> [Do this]
For each line of the data below that holds "code", copy the line.

---------- Provided records

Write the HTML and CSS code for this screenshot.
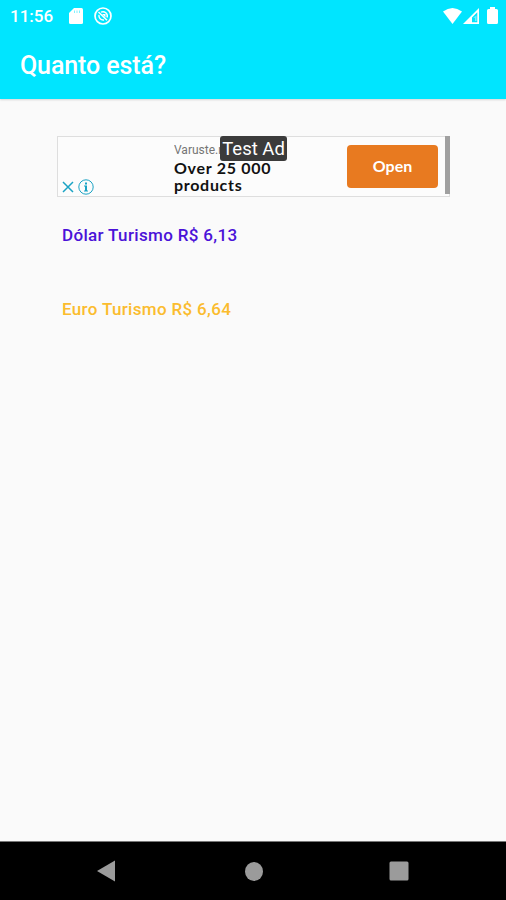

--------------------
---------- Provided records

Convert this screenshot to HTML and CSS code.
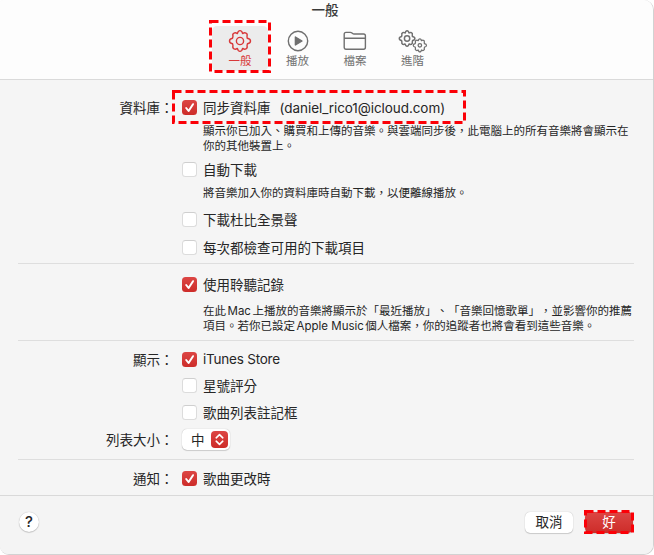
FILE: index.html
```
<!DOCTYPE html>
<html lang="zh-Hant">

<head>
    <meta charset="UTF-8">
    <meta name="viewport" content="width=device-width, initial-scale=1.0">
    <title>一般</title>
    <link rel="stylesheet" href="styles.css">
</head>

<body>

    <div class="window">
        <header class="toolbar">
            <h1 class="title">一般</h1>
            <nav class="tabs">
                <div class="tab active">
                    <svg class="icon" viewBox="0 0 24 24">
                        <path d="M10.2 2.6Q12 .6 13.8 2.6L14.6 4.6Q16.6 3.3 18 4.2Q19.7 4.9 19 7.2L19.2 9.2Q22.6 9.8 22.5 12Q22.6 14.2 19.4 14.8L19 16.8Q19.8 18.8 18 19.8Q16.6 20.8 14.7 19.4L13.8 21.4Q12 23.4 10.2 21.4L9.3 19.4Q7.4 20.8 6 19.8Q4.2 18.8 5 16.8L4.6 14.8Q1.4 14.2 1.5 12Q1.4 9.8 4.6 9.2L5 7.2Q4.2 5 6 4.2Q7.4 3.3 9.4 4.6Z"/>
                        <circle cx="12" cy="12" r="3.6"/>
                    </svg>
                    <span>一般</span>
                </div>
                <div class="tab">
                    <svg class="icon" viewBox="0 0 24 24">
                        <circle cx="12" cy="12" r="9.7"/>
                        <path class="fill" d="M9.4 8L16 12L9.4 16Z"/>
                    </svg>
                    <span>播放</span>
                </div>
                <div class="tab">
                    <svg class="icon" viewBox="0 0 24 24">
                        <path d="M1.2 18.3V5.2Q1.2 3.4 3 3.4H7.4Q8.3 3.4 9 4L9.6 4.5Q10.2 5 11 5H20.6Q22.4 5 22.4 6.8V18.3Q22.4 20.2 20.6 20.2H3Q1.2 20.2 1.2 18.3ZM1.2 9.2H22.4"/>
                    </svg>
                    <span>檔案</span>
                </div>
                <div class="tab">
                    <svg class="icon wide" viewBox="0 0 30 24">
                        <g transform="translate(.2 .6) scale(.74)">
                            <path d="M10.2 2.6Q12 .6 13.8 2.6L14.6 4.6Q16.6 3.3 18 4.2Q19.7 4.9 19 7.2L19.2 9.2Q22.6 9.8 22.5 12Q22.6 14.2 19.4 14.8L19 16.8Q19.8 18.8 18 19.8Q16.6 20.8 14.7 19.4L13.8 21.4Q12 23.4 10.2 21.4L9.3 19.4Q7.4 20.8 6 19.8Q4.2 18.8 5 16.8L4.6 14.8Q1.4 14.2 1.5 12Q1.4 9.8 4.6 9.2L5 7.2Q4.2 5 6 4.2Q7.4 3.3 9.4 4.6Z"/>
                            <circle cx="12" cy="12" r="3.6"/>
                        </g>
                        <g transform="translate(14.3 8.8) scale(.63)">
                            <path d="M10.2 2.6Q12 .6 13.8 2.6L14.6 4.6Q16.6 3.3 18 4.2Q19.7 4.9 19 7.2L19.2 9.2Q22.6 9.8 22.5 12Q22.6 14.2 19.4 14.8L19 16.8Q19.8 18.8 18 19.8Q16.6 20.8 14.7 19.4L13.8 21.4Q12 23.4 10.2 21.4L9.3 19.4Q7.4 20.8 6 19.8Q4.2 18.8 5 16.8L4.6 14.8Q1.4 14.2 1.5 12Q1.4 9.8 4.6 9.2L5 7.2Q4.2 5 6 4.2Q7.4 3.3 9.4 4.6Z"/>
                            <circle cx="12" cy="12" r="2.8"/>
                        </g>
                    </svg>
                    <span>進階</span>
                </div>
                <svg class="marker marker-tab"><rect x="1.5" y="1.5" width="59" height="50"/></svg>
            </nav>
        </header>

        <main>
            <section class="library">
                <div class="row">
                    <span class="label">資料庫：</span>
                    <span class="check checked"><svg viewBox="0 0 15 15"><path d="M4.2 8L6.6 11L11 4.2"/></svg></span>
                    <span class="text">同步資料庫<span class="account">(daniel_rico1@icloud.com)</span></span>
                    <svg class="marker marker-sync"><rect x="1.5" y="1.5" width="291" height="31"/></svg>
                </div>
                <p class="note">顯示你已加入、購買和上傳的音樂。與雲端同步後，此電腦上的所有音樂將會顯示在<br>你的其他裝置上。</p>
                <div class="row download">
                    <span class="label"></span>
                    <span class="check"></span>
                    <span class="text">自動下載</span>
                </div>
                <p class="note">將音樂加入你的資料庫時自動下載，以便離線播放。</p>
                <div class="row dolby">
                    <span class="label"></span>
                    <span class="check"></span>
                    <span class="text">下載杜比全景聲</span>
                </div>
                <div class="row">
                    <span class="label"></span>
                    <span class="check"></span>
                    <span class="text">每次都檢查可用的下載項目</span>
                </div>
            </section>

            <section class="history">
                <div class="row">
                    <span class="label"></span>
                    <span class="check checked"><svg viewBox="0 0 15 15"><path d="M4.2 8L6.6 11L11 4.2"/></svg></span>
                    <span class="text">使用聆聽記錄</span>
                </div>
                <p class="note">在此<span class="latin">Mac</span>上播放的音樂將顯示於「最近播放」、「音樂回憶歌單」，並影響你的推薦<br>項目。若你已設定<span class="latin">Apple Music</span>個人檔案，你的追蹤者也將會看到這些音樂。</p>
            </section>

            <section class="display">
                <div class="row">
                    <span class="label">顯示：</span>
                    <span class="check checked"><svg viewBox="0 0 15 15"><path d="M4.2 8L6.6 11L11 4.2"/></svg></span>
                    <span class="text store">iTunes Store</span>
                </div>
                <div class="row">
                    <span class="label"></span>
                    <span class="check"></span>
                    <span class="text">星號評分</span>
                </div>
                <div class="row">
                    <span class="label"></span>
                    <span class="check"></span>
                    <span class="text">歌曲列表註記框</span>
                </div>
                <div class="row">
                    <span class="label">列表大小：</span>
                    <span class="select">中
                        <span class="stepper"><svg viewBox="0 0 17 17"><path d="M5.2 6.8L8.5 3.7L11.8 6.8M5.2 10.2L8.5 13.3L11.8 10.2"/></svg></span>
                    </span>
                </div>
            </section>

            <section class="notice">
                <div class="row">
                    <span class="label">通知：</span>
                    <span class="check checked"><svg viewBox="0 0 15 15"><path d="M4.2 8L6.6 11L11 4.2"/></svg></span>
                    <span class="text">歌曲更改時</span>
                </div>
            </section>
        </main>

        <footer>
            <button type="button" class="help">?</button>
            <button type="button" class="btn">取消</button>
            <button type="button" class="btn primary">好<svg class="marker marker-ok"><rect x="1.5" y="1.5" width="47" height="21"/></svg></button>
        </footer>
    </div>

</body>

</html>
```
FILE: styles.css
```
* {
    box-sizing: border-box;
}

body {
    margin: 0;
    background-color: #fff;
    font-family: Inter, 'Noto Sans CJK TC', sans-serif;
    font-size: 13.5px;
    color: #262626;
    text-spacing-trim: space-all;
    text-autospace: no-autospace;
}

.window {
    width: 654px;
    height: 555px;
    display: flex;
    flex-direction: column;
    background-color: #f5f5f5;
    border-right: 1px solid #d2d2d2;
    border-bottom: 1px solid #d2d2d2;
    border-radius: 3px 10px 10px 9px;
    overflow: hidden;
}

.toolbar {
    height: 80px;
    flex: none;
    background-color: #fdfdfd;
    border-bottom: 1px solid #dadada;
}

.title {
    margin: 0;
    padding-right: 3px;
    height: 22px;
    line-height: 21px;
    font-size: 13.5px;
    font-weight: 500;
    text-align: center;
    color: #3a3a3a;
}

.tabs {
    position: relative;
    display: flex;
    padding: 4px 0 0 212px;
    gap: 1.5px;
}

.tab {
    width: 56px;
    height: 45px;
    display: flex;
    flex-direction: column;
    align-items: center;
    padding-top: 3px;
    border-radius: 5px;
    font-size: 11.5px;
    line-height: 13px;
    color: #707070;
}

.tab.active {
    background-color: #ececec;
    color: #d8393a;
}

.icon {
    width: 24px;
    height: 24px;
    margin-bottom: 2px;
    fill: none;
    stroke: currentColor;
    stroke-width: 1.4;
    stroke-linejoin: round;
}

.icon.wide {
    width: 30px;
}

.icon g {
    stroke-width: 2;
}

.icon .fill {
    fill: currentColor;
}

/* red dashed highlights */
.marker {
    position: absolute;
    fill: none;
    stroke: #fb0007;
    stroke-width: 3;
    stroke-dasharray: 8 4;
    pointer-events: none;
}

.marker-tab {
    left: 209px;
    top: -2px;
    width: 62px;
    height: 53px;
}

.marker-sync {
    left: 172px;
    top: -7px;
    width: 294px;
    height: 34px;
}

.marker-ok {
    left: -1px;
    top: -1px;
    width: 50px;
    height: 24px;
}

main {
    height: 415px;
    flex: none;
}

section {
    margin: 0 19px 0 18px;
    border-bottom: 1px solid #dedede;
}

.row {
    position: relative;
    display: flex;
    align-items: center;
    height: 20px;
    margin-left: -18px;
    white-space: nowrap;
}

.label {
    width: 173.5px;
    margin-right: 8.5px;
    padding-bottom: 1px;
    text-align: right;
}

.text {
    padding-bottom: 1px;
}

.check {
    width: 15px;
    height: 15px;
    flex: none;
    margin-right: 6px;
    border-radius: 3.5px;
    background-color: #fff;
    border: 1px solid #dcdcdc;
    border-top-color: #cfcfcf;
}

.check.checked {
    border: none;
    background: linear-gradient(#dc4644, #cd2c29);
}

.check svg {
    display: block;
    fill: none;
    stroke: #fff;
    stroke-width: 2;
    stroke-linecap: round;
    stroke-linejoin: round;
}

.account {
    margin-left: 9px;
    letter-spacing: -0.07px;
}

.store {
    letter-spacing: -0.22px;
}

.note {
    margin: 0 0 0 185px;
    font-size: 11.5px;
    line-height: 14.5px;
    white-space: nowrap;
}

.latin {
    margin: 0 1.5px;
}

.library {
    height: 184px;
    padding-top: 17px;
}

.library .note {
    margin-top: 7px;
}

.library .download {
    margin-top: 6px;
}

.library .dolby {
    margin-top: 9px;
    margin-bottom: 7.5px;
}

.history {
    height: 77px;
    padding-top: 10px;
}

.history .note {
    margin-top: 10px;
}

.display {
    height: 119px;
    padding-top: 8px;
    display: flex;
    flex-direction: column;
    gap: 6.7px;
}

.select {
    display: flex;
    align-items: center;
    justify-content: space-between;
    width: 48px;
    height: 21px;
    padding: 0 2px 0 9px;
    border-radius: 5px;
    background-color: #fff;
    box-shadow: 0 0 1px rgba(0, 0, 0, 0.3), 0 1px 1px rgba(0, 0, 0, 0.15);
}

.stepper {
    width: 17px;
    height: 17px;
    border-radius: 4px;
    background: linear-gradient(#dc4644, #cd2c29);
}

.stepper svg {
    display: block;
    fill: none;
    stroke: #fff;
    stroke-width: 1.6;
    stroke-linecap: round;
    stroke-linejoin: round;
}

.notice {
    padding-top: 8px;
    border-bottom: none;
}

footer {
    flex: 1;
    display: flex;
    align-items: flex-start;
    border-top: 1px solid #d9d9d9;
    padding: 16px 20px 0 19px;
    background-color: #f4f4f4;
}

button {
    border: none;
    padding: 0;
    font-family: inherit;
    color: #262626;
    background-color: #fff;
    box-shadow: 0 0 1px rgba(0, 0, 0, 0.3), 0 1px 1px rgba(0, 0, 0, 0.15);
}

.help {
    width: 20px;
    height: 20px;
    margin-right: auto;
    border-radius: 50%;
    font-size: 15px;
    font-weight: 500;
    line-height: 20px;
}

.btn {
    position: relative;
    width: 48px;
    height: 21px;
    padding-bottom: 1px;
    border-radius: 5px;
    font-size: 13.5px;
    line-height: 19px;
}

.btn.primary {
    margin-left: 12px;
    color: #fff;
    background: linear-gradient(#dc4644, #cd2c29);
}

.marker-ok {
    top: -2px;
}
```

--------------------

> [Expected answer]
Write the HTML and CSS code for this screenshot.
Convert this screenshot to HTML and CSS code.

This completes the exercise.